But doing the same thing in reverse has proved a harder nut to crack.
This is surprising. Short phrases can be shouted into the search box on your phone or spoken into a translation app and be recognised immediately – but longer passages have remained the province of the stenographer – teams of whom can now be hired on the internet.
However, a few apps are beginning to change the pattern. The best of them can record an entire meeting, transcribing and punctuating everything that is said.
The granddaddy of voice recognition software is Dragon Naturally Speaking, a computerised dictation taker which I first used in the 1990s. It was a cumbersome process: the program had first to be “trained” to understand my voice, and mine alone.
Naturally Speaking is still available, with versions starting at £140, but compared to phone apps like Otter, it’s showing its age.
Available for Apple and Android phones, Otter is capable of transcribing live or recorded speech and uploading the resulting text to a cloud, from where you can access it on any device. Around six hours a month can be stored for free, after which the service costs $3 a month for students and teachers, or $10 for everyone else.
I tested it with a recording of an interview that had taken place several weeks earlier in a noisy environment, and was surprised at how well it did at telling one speaker from another and recognising the construction of sentences. But it’s not perfect, and the text is always going to require a careful edit before it can be circulated.
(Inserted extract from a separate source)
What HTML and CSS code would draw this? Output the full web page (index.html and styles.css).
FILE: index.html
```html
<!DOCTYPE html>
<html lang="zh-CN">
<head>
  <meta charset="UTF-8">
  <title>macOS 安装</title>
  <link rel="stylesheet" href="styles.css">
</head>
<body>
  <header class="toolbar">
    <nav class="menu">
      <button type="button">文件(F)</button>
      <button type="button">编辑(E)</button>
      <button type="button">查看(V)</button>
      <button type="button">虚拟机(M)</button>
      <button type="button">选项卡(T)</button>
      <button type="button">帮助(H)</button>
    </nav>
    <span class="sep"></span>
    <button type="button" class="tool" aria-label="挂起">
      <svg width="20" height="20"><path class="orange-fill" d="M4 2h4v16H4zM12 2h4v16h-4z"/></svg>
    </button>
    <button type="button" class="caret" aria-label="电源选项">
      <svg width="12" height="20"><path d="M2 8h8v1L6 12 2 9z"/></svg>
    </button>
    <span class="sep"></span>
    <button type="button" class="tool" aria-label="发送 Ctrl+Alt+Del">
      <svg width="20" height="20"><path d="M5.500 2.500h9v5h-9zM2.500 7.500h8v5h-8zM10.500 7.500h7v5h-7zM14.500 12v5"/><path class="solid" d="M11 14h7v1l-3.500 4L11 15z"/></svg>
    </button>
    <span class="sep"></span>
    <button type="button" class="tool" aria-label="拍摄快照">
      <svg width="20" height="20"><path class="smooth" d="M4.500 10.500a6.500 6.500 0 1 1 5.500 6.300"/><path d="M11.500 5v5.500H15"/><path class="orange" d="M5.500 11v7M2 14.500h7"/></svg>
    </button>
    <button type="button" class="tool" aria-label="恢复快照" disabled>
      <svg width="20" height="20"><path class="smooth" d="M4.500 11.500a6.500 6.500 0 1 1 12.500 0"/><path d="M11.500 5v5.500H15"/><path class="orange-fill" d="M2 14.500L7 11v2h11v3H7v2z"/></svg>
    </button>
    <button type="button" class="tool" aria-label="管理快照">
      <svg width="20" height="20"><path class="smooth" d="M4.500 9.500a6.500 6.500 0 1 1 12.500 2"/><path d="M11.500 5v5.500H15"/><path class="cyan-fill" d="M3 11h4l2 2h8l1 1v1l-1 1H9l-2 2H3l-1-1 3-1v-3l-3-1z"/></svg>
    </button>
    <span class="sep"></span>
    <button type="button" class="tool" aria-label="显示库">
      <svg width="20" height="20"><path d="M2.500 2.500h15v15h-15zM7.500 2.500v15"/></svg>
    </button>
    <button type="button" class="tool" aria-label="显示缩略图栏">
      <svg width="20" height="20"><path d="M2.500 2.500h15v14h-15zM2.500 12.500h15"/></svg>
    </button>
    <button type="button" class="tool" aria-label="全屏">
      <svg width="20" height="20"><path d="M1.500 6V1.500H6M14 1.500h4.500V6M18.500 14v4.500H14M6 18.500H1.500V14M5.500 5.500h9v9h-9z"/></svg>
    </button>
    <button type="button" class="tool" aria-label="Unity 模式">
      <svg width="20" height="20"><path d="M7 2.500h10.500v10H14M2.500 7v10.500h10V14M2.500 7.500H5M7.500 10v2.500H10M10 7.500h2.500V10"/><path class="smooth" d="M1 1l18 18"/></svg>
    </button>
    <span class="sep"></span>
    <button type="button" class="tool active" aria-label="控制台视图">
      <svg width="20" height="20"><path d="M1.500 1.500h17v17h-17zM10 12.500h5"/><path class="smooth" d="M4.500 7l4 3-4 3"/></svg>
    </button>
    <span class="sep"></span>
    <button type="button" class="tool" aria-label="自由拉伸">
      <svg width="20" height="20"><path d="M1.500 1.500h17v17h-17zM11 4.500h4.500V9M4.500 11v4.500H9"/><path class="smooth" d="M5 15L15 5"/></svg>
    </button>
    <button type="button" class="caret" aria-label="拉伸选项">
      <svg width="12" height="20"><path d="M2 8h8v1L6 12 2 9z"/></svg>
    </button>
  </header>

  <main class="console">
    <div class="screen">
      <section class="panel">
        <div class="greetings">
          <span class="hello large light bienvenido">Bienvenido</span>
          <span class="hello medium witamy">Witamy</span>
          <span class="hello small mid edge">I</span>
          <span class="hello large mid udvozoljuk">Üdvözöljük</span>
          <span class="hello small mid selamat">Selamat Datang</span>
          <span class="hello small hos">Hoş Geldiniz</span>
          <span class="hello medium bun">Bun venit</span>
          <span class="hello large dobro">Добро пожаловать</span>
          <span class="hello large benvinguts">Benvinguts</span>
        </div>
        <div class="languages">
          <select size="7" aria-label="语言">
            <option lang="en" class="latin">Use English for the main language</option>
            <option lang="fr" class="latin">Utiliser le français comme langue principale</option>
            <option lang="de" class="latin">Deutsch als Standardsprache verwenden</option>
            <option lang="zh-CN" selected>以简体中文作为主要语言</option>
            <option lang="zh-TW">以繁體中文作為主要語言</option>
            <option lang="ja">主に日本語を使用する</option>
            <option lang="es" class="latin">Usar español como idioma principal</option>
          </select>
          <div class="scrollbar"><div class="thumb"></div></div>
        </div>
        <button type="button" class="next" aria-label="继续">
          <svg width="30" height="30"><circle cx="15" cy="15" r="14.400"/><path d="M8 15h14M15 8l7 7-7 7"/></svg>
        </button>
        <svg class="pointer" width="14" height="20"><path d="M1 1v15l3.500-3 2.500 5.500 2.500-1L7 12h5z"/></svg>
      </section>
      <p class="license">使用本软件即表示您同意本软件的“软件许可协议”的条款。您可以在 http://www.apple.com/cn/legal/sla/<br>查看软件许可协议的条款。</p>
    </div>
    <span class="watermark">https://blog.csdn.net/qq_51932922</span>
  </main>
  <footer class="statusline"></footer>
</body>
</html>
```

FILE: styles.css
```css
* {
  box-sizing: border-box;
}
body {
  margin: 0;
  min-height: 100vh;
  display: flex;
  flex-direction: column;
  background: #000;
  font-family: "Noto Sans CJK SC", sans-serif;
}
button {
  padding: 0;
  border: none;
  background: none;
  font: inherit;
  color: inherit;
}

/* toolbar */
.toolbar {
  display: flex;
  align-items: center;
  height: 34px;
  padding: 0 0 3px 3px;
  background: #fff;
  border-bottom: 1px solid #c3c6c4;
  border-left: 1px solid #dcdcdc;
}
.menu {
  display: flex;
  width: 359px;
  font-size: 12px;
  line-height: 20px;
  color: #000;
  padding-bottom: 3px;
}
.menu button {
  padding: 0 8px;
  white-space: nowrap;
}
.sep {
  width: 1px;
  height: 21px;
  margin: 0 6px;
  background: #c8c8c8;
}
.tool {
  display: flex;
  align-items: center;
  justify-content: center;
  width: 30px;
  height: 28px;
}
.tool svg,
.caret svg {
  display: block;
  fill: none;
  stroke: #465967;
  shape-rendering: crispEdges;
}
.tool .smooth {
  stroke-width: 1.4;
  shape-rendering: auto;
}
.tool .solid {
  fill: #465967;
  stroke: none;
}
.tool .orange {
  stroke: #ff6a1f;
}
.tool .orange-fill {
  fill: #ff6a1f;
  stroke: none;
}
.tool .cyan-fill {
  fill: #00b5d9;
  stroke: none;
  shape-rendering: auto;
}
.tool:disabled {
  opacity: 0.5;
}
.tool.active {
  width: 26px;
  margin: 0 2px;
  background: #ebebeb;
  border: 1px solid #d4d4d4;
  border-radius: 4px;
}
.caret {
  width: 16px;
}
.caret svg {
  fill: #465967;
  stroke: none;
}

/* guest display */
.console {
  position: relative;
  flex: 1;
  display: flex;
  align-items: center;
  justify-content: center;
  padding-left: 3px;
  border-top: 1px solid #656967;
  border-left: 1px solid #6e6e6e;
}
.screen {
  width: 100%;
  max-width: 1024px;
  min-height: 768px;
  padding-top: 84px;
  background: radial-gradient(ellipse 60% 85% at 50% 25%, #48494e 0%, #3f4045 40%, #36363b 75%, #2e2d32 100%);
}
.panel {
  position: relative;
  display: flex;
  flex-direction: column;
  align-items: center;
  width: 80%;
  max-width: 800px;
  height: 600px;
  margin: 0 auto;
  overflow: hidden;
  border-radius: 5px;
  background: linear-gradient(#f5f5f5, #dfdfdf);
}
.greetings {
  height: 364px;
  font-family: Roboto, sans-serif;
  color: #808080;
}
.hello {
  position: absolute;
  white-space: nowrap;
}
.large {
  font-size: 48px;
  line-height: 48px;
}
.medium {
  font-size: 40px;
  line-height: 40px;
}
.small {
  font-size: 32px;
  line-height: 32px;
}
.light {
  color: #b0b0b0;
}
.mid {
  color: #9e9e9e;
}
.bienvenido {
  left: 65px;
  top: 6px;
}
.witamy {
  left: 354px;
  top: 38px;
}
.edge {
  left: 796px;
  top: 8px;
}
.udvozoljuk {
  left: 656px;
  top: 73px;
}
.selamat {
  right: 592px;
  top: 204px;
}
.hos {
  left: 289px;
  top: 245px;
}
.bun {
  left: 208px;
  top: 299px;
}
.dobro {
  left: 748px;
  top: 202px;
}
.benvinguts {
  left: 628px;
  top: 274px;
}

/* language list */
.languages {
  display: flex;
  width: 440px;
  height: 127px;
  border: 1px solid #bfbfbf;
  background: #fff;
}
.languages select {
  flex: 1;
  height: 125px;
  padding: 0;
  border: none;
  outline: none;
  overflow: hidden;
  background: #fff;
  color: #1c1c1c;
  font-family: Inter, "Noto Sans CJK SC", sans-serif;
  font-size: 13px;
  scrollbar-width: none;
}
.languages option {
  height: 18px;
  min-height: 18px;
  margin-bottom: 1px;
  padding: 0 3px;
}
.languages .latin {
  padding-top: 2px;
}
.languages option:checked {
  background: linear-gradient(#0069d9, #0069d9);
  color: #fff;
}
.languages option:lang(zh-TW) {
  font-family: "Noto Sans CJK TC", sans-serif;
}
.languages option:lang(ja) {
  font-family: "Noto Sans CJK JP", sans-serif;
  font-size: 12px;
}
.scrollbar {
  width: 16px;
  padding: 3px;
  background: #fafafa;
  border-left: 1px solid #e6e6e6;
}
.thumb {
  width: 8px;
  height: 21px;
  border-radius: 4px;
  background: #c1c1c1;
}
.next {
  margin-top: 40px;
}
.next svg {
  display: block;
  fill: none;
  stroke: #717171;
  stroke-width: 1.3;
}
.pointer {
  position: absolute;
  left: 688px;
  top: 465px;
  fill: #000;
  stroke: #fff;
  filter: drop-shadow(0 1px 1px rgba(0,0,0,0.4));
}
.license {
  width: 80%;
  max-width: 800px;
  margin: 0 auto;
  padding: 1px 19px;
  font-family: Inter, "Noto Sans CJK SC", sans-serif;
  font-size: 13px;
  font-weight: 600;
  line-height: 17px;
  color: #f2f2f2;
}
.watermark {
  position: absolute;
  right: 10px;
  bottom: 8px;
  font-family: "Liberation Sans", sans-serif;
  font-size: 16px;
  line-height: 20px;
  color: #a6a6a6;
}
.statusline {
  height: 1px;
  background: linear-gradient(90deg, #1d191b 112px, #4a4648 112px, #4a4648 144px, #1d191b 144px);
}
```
Otter is not the only such app out there but it is one of the few to work without training, and in situations where lots of people speak at once. Just Press Record, for Apple devices only, is a credible alternative at around £5, and Reason8, which is free and available for Android phones, too, is also good on paper. It allows delegates to join a meeting remotely, although I couldn’t get it to work on my phone.
There is, though, a more obvious solution, and it’s already installed on all your devices. Among YouTube’s lesser-known functions is the ability to create subtitles for every piece of video you throw at it. It does this automatically; all you need do is wait half an hour or so.
That means you can record a conversation using the standard app on your phone, then upload the file and let the speech recognition engine do the rest. The subtitles can be saved as a simple text file.
YouTube doesn’t accept plain audio, so you will need to convert your recordings to video by adding a picture of some sort. Websites like tunestotube.com, which generate a simple caption, are the easiest way to do this.
YouTube’s subtitle engine is basic; it doesn’t punctuate text and it can’t separate different speakers. It’s also prone to producing some surprising results. On my test recording, the word “vane”, as in “I’m not a vane woman”, was translated as “sane”, and other passages were rendered as gibberish.
But used with caution, it’s a tremendous time saver – and one that has arrived not before time.